Créature improbable, Crab, le héros de ce livre, est un être idiot, fantasque et féerique. Il est décalé, gêné de son corps, il se contredit, - un véritable être humain en somme -, même s'il se mélange souvent au règne animal.

Lire Chevillard est un remède sûr au désespoir de la vie ordinaire.

Choisir une citation est tâche difficile, et tellement facile… Toutes les phrases du livre méritent des étoiles.

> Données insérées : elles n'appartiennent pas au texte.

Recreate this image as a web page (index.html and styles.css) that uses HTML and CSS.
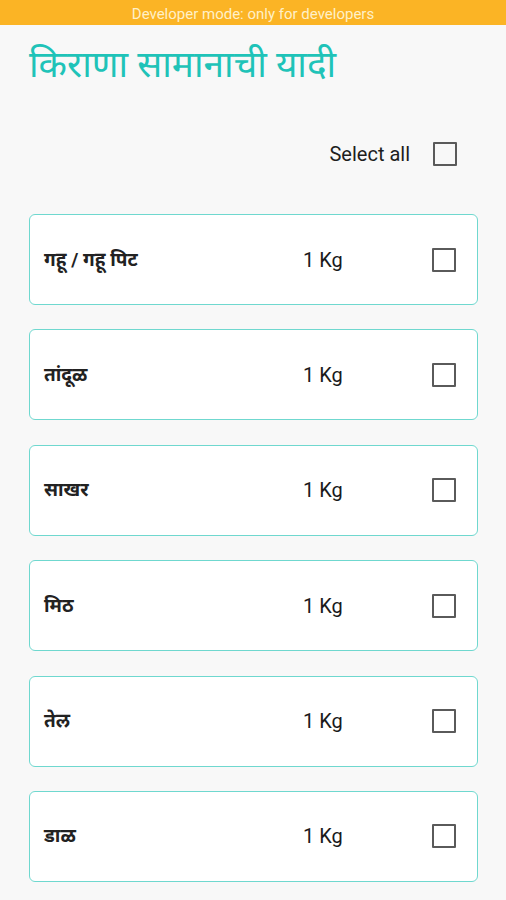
FILE: index.html
```html
<!DOCTYPE html>
<html lang="mr">
<head>
<meta charset="utf-8">
<title>किराणा सामानाची यादी</title>
<link rel="stylesheet" href="styles.css">
</head>
<body>
<div class="banner">Developer mode: only for developers</div>
<main class="page">
  <h1 class="title">किराणा सामानाची यादी</h1>
  <div class="select-all">
    <span class="select-label">Select all</span>
    <span class="box"></span>
  </div>
  <ul class="list">
    <li class="card"><span class="name">गहू / गहू पिट</span><span class="qty">1 Kg</span><span class="box"></span></li>
    <li class="card"><span class="name">तांदूळ</span><span class="qty">1 Kg</span><span class="box"></span></li>
    <li class="card"><span class="name">साखर</span><span class="qty">1 Kg</span><span class="box"></span></li>
    <li class="card"><span class="name">मिठ</span><span class="qty">1 Kg</span><span class="box"></span></li>
    <li class="card"><span class="name">तेल</span><span class="qty">1 Kg</span><span class="box"></span></li>
    <li class="card"><span class="name">डाळ</span><span class="qty">1 Kg</span><span class="box"></span></li>
  </ul>
</main>
</body>
</html>
```
FILE: styles.css
```css
* { box-sizing: border-box; }
html, body { margin: 0; padding: 0; }
body {
  background: #f8f8f8;
  font-family: Roboto, "Noto Sans", "Noto Sans Devanagari", sans-serif;
  color: #212121;
  width: 506px;
  height: 900px;
  overflow: hidden;
}
.banner {
  height: 25px;
  background: #fbb425;
  color: #fff0c8;
  font-size: 15px;
  line-height: 29px;
  text-align: center;
  overflow: hidden;
}
.page {
  padding: 0 28px 0 29px;
}
.title {
  margin: 14px 0 0;
  font-weight: 400;
  font-size: 37px;
  line-height: 52px;
  color: #1fc3b8;
}
.select-all {
  display: flex;
  justify-content: flex-end;
  align-items: center;
  gap: 23px;
  margin-top: 50px;
  padding-right: 21px;
  height: 26px;
}
.select-label {
  font-size: 20px;
  color: #1e1e1e;
}
.box {
  width: 24px;
  height: 24px;
  border: 2px solid #5a5a5a;
  border-radius: 1px;
  flex: none;
}
.list {
  list-style: none;
  margin: 47px 0 0;
  padding: 0;
  display: flex;
  flex-direction: column;
  gap: 24.4px;
}
.card {
  height: 91px;
  background: #fff;
  border: 1px solid #6fd8cf;
  border-radius: 6px;
  display: flex;
  align-items: center;
  padding: 0 21px 0 14px;
}
.name {
  flex: 1;
  font-size: 19px;
  font-weight: 700;
  color: #222;
  margin-top: -2px;
}
.qty {
  width: 129px;
  font-size: 20px;
  color: #1a1a1a;
}
```
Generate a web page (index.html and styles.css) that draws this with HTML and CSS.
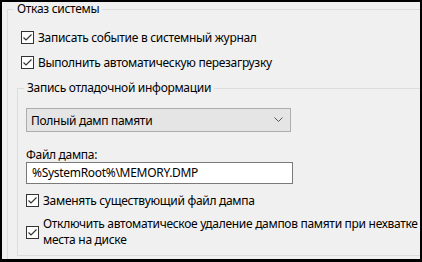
FILE: index.html
```html
<!DOCTYPE html>
<html lang="ru">
<head>
    <meta charset="UTF-8">
    <title>Отказ системы</title>
    <link rel="stylesheet" href="styles.css">
</head>
<body>

<div class="window">
    <fieldset class="group outer">
        <legend>Отказ системы</legend>

        <label class="check first">
            <span class="box"><svg width="11" height="11" viewBox="0 0 11 11"><path d="M1.5 5.5 L4 8 L9.5 2.5" /></svg></span>
            <span class="text">Записать событие в системный журнал</span>
        </label>
        <label class="check">
            <span class="box"><svg width="11" height="11" viewBox="0 0 11 11"><path d="M1.5 5.5 L4 8 L9.5 2.5" /></svg></span>
            <span class="text">Выполнить автоматическую перезагрузку</span>
        </label>

        <fieldset class="group inner">
            <legend>Запись отладочной информации</legend>

            <div class="select">
                <span>Полный дамп памяти</span>
                <svg width="9" height="6" viewBox="0 0 9 6"><path d="M0.5 0.5 L4.5 4.5 L8.5 0.5" /></svg>
            </div>

            <div class="field-label">Файл дампа:</div>
            <div class="input">%SystemRoot%\MEMORY.DMP</div>

            <label class="check">
                <span class="box"><svg width="11" height="11" viewBox="0 0 11 11"><path d="M1.5 5.5 L4 8 L9.5 2.5" /></svg></span>
                <span class="text">Заменять существующий файл дампа</span>
            </label>
            <label class="check multi">
                <span class="box"><svg width="11" height="11" viewBox="0 0 11 11"><path d="M1.5 5.5 L4 8 L9.5 2.5" /></svg></span>
                <span class="text">Отключить автоматическое удаление дампов памяти при нехватке места на диске</span>
            </label>
        </fieldset>
    </fieldset>
</div>

</body>
</html>
```

FILE: styles.css
```css
body {
    margin: 0;
    font-family: "Noto Sans", "Open Sans", sans-serif;
    font-size: 12px;
    letter-spacing: -0.3px;
    color: #000;
}
.window {
    width: 422px;
    height: 262px;
    box-sizing: border-box;
    border: solid #000;
    border-width: 2px 2px 3px 2px;
    background-color: #f0f0f0;
    overflow: hidden;
}
.group {
    border: 1px solid #dcdcdc;
    min-width: 0;
}
.group legend {
    line-height: 16px;
    padding: 0 3px;
}
.outer {
    margin: -1px -30px 0 5px;
    padding: 0 0 0 6px;
    height: 400px;
}
.inner {
    margin: 5px 0 0 3px;
    padding: 0 0 7px 8px;
}
.inner legend {
    margin-left: -2px;
}
.check {
    display: flex;
    align-items: center;
    height: 25px;
    padding-left: 7px;
}
.check.first {
    margin-top: 8px;
}
.inner .check {
    padding-left: 0;
}
.check.multi {
    height: auto;
    margin-top: 3px;
}
.check .text {
    line-height: 16px;
    max-width: 376px;
}
.box {
    width: 11px;
    height: 11px;
    border: 1px solid #333;
    background-color: #fff;
    margin-right: 4px;
    flex-shrink: 0;
    display: flex;
}
.box svg path {
    fill: none;
    stroke: #333;
    stroke-width: 1.2;
}
.select {
    margin-top: 12px;
    height: 22px;
    width: 252px;
    border: 1px solid #adadad;
    background-color: #e5e5e5;
    display: flex;
    align-items: center;
    justify-content: space-between;
    padding: 0 7px 0 4px;
}
.select svg path {
    fill: none;
    stroke: #555;
    stroke-width: 1;
}
.field-label {
    margin-top: 16px;
    line-height: 14px;
}
.input {
    width: 260px;
    height: 20px;
    line-height: 20px;
    border: 1px solid #7a7a7a;
    background-color: #fff;
    padding-left: 5px;
}
.input + .check {
    margin-top: 4px;
}
```
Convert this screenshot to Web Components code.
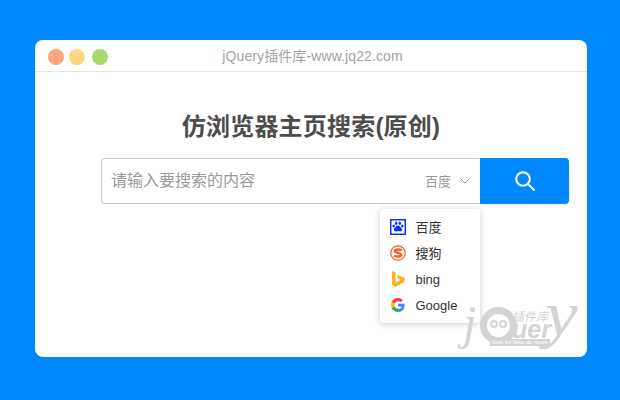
<!DOCTYPE html>
<html lang="zh">
<head>
<meta charset="utf-8">
<title>search</title>
<style>
  html, body { margin: 0; height: 100%; }
  body {
    background: #0088ff;
    font-family: "Liberation Sans", "Noto Sans CJK SC", sans-serif;
    padding: 40px 33px 43px 35px;
    box-sizing: border-box;
    display: flex;
  }
</style>
</head>
<body>
<browser-window label="jQuery插件库-www.jq22.com">
  <h-title>仿浏览器主页搜索(原创)</h-title>
  <search-box placeholder="请输入要搜索的内容" engine="百度">
    <engine-item name="百度">
      <svg viewBox="0 0 16 16" width="16" height="16"><rect x=".75" y=".75" width="14.500" height="14.500" fill="#fff" stroke="#0a2fff" stroke-width="1.500"/><ellipse cx="6.200" cy="4.300" rx="1.200" ry="1.700" fill="#0a2fff"/><ellipse cx="9.800" cy="4.300" rx="1.200" ry="1.700" fill="#0a2fff"/><ellipse cx="3.700" cy="7" rx="1.200" ry="1.600" fill="#0a2fff"/><ellipse cx="12.300" cy="7" rx="1.200" ry="1.600" fill="#0a2fff"/><path d="M8 6.400c-1.500 0-2 1.500-3.200 2.400-1.300 1-1.100 3.500.9 3.600.9 0 1.500-.4 2.300-.4s1.400.4 2.300.4c2-.1 2.200-2.600.9-3.600C10 7.900 9.500 6.400 8 6.400z" fill="#0a2fff"/></svg>
    </engine-item>
    <engine-item name="搜狗">
      <svg viewBox="0 0 16 16" width="16" height="16"><circle cx="8" cy="8" r="7.200" fill="#fff" stroke="#f0602f" stroke-width="1.300"/><path d="M12 5.300C10.500 4.300 5.200 4 4.700 6c-.4 2 6.800 1.600 6.600 3.800-.2 2.100-5.400 2-7.300.9" fill="none" stroke="#f0602f" stroke-width="2.400"/></svg>
    </engine-item>
    <engine-item name="bing" latin>
      <svg viewBox="0 0 16 16" width="16" height="16"><path d="M2 0l3.600 1.200v10.300l5-2.800-2.500-1.100-1.500-3.700 8 2.700v3.800L5.600 16 2 14z" fill="#ffb21d"/></svg>
    </engine-item>
    <engine-item name="Google" latin>
      <svg viewBox="0 0 16 16" width="16" height="16"><path d="M14.600 6.700H8.100v2.700h3.700c-.4 1.500-1.800 2.300-3.700 2.300V15c2.400 0 6.900-1.300 6.500-8.300z" fill="#4285f4"/><path d="M8.100 11.700c-1.700 0-3-1-3.500-2.500l-2.800 2.100C2.900 13.600 5.300 15 8.100 15z" fill="#34a853"/><path d="M4.600 9.200c-.3-.9-.3-1.600 0-2.500L1.800 4.600c-1 2-1 4.700 0 6.700z" fill="#fbbc05"/><path d="M4.600 6.700C5.100 5.200 6.400 4.300 8.100 4.300c1 0 1.800.3 2.500 1l2.300-2.300C11.600 1.800 10 1 8.100 1 5.300 1 2.900 2.500 1.800 4.600z" fill="#ea4335"/></svg>
    </engine-item>
  </search-box>
  <j-watermark></j-watermark>
</browser-window>

<template id="browser-window-tpl">
  <style>
    :host { display: flex; flex-direction: column; flex: 1; position: relative; background: #fff; border-radius: 8px; overflow: hidden; }
    .bar { height: 31px; border-bottom: 1px solid #e6e6e6; display: flex; align-items: center; padding: 0 0 0 13px; flex: none; }
    .dot { width: 16px; height: 16px; border-radius: 50%; margin-top: 2px; }
    .d1 { background: #fba77b; }
    .d2 { background: #fbd77f; margin-left: 5px; }
    .d3 { background: #a8d96d; margin-left: 7px; }
    .label { flex: 1; text-align: center; font-size: 14px; letter-spacing: .1px; color: #a3a3a3; margin: 0 0 2px -70px; }
    .body { flex: 1; display: flex; flex-direction: column; }
  </style>
  <div class="bar">
    <span class="dot d1"></span><span class="dot d2"></span><span class="dot d3"></span>
    <span class="label"></span>
  </div>
  <div class="body"><slot></slot></div>
</template>

<template id="h-title-tpl">
  <style>
    :host { display: block; text-align: center; font-size: 24px; font-weight: bold; letter-spacing: .2px; color: #4d4d4d; line-height: 34px; margin: 38px 0 0 0; }
  </style>
  <slot></slot>
</template>

<template id="search-box-tpl">
  <style>
    :host { display: flex; position: relative; height: 46px; margin: 14px 18px 0 66px; }
    .input { flex: 1; box-sizing: border-box; border: 1px solid #c9c9c9; border-right: 0; border-radius: 4px 0 0 4px; display: flex; align-items: center; padding: 0 10px 0 10px; font-size: 16px; color: #9a9a9a; }
    .ph { flex: 1; margin: 0 0 4px -1px; }
    .engine { font-size: 13px; color: #999; margin: 0 9px 2px 0; }
    .chev { display: block; }
    .btn { width: 89px; flex: none; background: #0088ff; border-radius: 0 4px 4px 0; display: flex; align-items: center; justify-content: center; }
    .menu { position: absolute; top: 51px; left: 279px; width: 100px; box-sizing: border-box; padding: 5px 0; background: #fff; border-radius: 3px; box-shadow: 0 1px 6px rgba(0,0,0,.2); }
  </style>
  <div class="input">
    <span class="ph"></span>
    <span class="engine"></span>
    <svg class="chev" width="10" height="6" viewBox="0 0 10 6"><path d="M.5.5L5 5 9.500.5" fill="none" stroke="#8f8f8f"/></svg>
  </div>
  <div class="btn">
    <svg width="22" height="22" viewBox="0 0 22 22"><circle cx="9" cy="9" r="6.800" fill="none" stroke="#fff" stroke-width="2"/><path d="M14 14l6.500 6.500" stroke="#fff" stroke-width="2" fill="none"/></svg>
  </div>
  <div class="menu"><slot></slot></div>
</template>

<template id="engine-item-tpl">
  <style>
    :host { display: flex; align-items: center; height: 26px; padding-left: 10px; font-size: 13px; color: #333; }
    .ic { width: 16px; height: 16px; display: block; margin-right: 9.500px; flex: none; }
    ::slotted(svg) { display: block; }
    .name { margin-bottom: 1px; }
    :host([latin]) .name { margin: 1px 0 0; }
  </style>
  <span class="ic"><slot></slot></span><span class="name"></span>
</template>

<template id="j-watermark-tpl">
  <style>
    :host { position: absolute; right: 7px; bottom: 5px; width: 130px; height: 52px; color: #d4d4d4; pointer-events: none; }
    span { position: absolute; white-space: nowrap; }
    .j { left: 13px; top: 1px; font: italic 48px/44px "Liberation Serif", serif; }
    .q { left: 30px; top: 7px; width: 37px; height: 37px; border: 7px solid #d4d4d4; border-radius: 50%; box-sizing: border-box; }
    .q i { position: absolute; top: 6px; width: 8px; height: 8px; border: 2px solid #d4d4d4; border-radius: 50%; box-sizing: border-box; }
    .q i:first-child { left: 3px; }
    .q i:last-child { left: 12px; }
    .u { left: 62px; top: 23px; font: italic bold 25px/13px "Liberation Sans", sans-serif; }
    .y { left: 95px; top: -8px; font: italic 64px/44px "Liberation Serif", serif; transform: scaleX(1.15); transform-origin: left; }
    .cn { left: 62px; top: 9px; font: italic 12px/14px "Noto Sans CJK SC", sans-serif; }
    .tag { left: 40px; top: 39px; font: 6px/7px "Liberation Sans", sans-serif; color: #fff; background: #d4d4d4; padding: 0 2px; }
  </style>
  <span class="j">j</span><span class="q"><i></i><i></i></span><span class="u">uer</span><span class="y">y</span><span class="cn">插件库</span><span class="tag">look for less do more</span>
</template>

<script>
function mount(el, id) {
  el.attachShadow({ mode: 'open' });
  el.shadowRoot.appendChild(document.getElementById(id).content.cloneNode(true));
  return el.shadowRoot;
}

class BrowserWindow extends HTMLElement {
  connectedCallback() {
    const root = mount(this, 'browser-window-tpl');
    root.querySelector('.label').textContent = this.getAttribute('label');
  }
}
class HTitle extends HTMLElement {
  connectedCallback() { mount(this, 'h-title-tpl'); }
}
class SearchBox extends HTMLElement {
  connectedCallback() {
    const root = mount(this, 'search-box-tpl');
    root.querySelector('.ph').textContent = this.getAttribute('placeholder');
    root.querySelector('.engine').textContent = this.getAttribute('engine');
  }
}
class EngineItem extends HTMLElement {
  connectedCallback() {
    const root = mount(this, 'engine-item-tpl');
    root.querySelector('.name').textContent = this.getAttribute('name');
  }
}
class JWatermark extends HTMLElement {
  connectedCallback() { mount(this, 'j-watermark-tpl'); }
}

customElements.define('browser-window', BrowserWindow);
customElements.define('h-title', HTitle);
customElements.define('search-box', SearchBox);
customElements.define('engine-item', EngineItem);
customElements.define('j-watermark', JWatermark);
</script>
</body>
</html>
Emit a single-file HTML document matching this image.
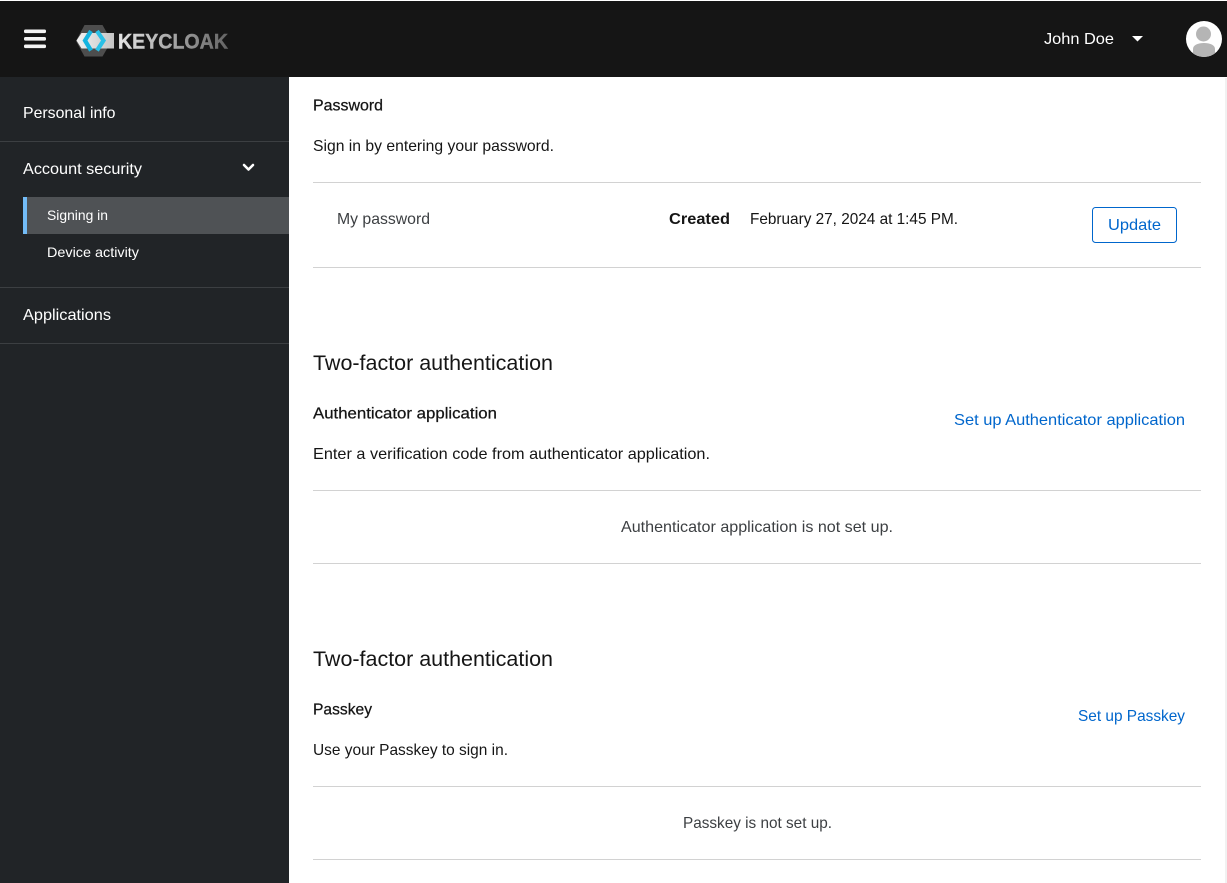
<!DOCTYPE html>
<html lang="en"><head><meta charset="utf-8"><title>Keycloak Account Console</title>
<style>
html,body{margin:0;padding:0;width:1227px;height:883px;overflow:hidden;background:#fff}
svg{display:block}
text{font-family:"Liberation Sans",sans-serif;font-size:16px;fill:#151515}
.s{fill:#fff}
.m{stroke:#151515;stroke-width:.25px}
.l{fill:#06c}
.g{fill:#3c3f42}
</style></head><body>
<svg width="1227" height="883" viewBox="0 0 1227 883" xmlns="http://www.w3.org/2000/svg">
<defs><linearGradient id="kc" gradientUnits="userSpaceOnUse" x1="118" x2="228" y1="0" y2="0"><stop offset="0" stop-color="#e6e6e6"/><stop offset="1" stop-color="#646464"/></linearGradient>
<linearGradient id="bar" x1="0" x2="1" y1="0" y2="0"><stop offset="0" stop-color="#f2f2f2"/><stop offset="1" stop-color="#c4c4c4"/></linearGradient></defs>
<rect width="1227" height="883" fill="#fff"/>
<rect x="0" y="1" width="1227" height="76" fill="#151515"/>
<rect x="0" y="77" width="289" height="806" fill="#212427"/>
<rect x="1225" y="78" width="2" height="805" fill="#f1f1f1"/>

<g fill="#f4f4f4"><rect x="24" y="29.500" width="22" height="3.600" rx="1.500"/><rect x="24" y="37" width="22" height="3.600" rx="1.500"/><rect x="24" y="44.500" width="22" height="3.600" rx="1.500"/></g>

<path d="M84.500 25H102.500L111.500 41L102.500 56.500H84.500L76 41Z" fill="#4d4d4d"/>
<path d="M76.500 40.500L81.500 33H114V48.500H81.500Z" fill="url(#bar)"/>
<path d="M91 31L85 40.500L91 50.500" fill="none" stroke="#14b4e0" stroke-width="4.200"/>
<path d="M97 31L103.500 40.500L97 50.500" fill="none" stroke="#2ac0e6" stroke-width="4.200"/>
<text x="118" y="48.500" textLength="110" lengthAdjust="spacingAndGlyphs" style="font-size:21.500px;font-weight:bold;fill:url(#kc);stroke:url(#kc);stroke-width:.4px">KEYCLOAK</text>

<text class="s" x="1044" y="44" textLength="70" lengthAdjust="spacingAndGlyphs">John Doe</text>
<path d="M1132 36H1143L1137.500 41.500Z" fill="#fff"/>
<circle cx="1204" cy="39" r="18" fill="#fff"/>
<clipPath id="av"><circle cx="1204" cy="39" r="18"/></clipPath>
<g clip-path="url(#av)" fill="#b5b5b5"><circle cx="1203.500" cy="34" r="7.500"/><path d="M1193 57V49C1193 45 1198 43 1204 43C1210 43 1215 45 1215 49V57Z"/></g>

<rect x="0" y="141" width="289" height="1" fill="#3c3f42"/>
<rect x="0" y="287" width="289" height="1" fill="#3c3f42"/>
<rect x="0" y="343" width="289" height="1" fill="#3c3f42"/>
<text class="s" x="23" y="118" textLength="92.500" lengthAdjust="spacingAndGlyphs">Personal info</text>
<text class="s" x="23" y="174" textLength="119" lengthAdjust="spacingAndGlyphs">Account security</text>
<path d="M244 165L248.500 169.500L253 165" fill="none" stroke="#fff" stroke-width="2.600" stroke-linecap="round" stroke-linejoin="round"/>
<rect x="23" y="197" width="266" height="37" fill="#4f5255"/>
<rect x="23" y="197" width="4" height="37" fill="#73bcf7"/>
<text class="s" x="47" y="220" textLength="61" lengthAdjust="spacingAndGlyphs" style="font-size:14px">Signing in</text>
<text class="s" x="47" y="257" textLength="92" lengthAdjust="spacingAndGlyphs" style="font-size:14px">Device activity</text>
<text class="s" x="23" y="320" textLength="88" lengthAdjust="spacingAndGlyphs">Applications</text>

<text class="m" x="313" y="110.500" textLength="70" lengthAdjust="spacingAndGlyphs">Password</text>
<text x="313" y="151" textLength="241" lengthAdjust="spacingAndGlyphs">Sign in by entering your password.</text>
<rect x="313" y="182" width="888" height="1" fill="#d2d2d2"/>
<text class="g" x="337" y="224" textLength="93" lengthAdjust="spacingAndGlyphs">My password</text>
<text x="669" y="224" textLength="61" lengthAdjust="spacingAndGlyphs" style="font-weight:bold">Created</text>
<text x="750" y="224" textLength="208" lengthAdjust="spacingAndGlyphs">February 27, 2024 at 1:45 PM.</text>
<rect x="1092.500" y="207.500" width="84" height="35" rx="3" fill="#fff" stroke="#06c"/>
<text class="l" x="1108" y="230" textLength="53" lengthAdjust="spacingAndGlyphs">Update</text>
<rect x="313" y="267" width="888" height="1" fill="#d2d2d2"/>

<text x="313" y="370" textLength="240" lengthAdjust="spacingAndGlyphs" style="font-size:21px">Two-factor authentication</text>
<text class="m" x="313" y="418.500" textLength="184" lengthAdjust="spacingAndGlyphs">Authenticator application</text>
<text class="l" x="954" y="425" textLength="231" lengthAdjust="spacingAndGlyphs">Set up Authenticator application</text>
<text x="313" y="459" textLength="397" lengthAdjust="spacingAndGlyphs">Enter a verification code from authenticator application.</text>
<rect x="313" y="490" width="888" height="1" fill="#d2d2d2"/>
<text class="g" x="621" y="532" textLength="272" lengthAdjust="spacingAndGlyphs">Authenticator application is not set up.</text>
<rect x="313" y="563" width="888" height="1" fill="#d2d2d2"/>

<text x="313" y="666" textLength="240" lengthAdjust="spacingAndGlyphs" style="font-size:21px">Two-factor authentication</text>
<text class="m" x="313" y="714.500" textLength="59" lengthAdjust="spacingAndGlyphs">Passkey</text>
<text class="l" x="1078" y="721" textLength="107" lengthAdjust="spacingAndGlyphs">Set up Passkey</text>
<text x="313" y="755" textLength="195" lengthAdjust="spacingAndGlyphs">Use your Passkey to sign in.</text>
<rect x="313" y="786" width="888" height="1" fill="#d2d2d2"/>
<text class="g" x="683" y="828" textLength="149" lengthAdjust="spacingAndGlyphs">Passkey is not set up.</text>
<rect x="313" y="859" width="888" height="1" fill="#d2d2d2"/>
</svg>
</body></html>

«Crab se serait bien passé de cette langue en cire. Comment voulez-vous vivre avec une langue en cire ? Il doit faire sans cesse attention à ce qu'il mange. Ainsi, pas de boissons chaudes pour Crab, pas de tisanes, pas de café. Et pourtant la question de l'alimentation n'est pas la plus préoccupante – pas de viandes fumantes non plus, bien évidemment, ni de gratinées, des mets simples servis frais (légumes, fruits), crémeux ou pâteux de préférence (fromages mous, flans), mais Crab trouve à se nourrir -, sa principale inquiétude concerne le durcissement inéluctable de sa langue. Afin de le ralentir, Crab est obligé de parler continuellement, quitte à ne rien dire d'intéressant – et comment tiendrait-il sans répit son auditoire suspendu à ses lèvres ? Il y a inévitablement des moments creux dans son discours, des baisses de rythme, de fâcheuses répétitions. Si Crab était enfin libéré de cette contrainte, il pourrait enfin n'intervenir qu'à bon escient, on mesurerait mieux l'importance de ses rares paroles, ses observations judicieuses seraient réputées telles, son avis ferait autorité. Seulement, il ne faut pas y compter. Que Crab se taise et sa langue aussitôt se figera définitivement dans sa bouche. Il parle donc, il dit n'importe quoi, une chose et son contraire, que l'éléphant devrait se vêtir de daim, et on s'imagine qu'il délire, tandis qu'il lutte contre la mort.»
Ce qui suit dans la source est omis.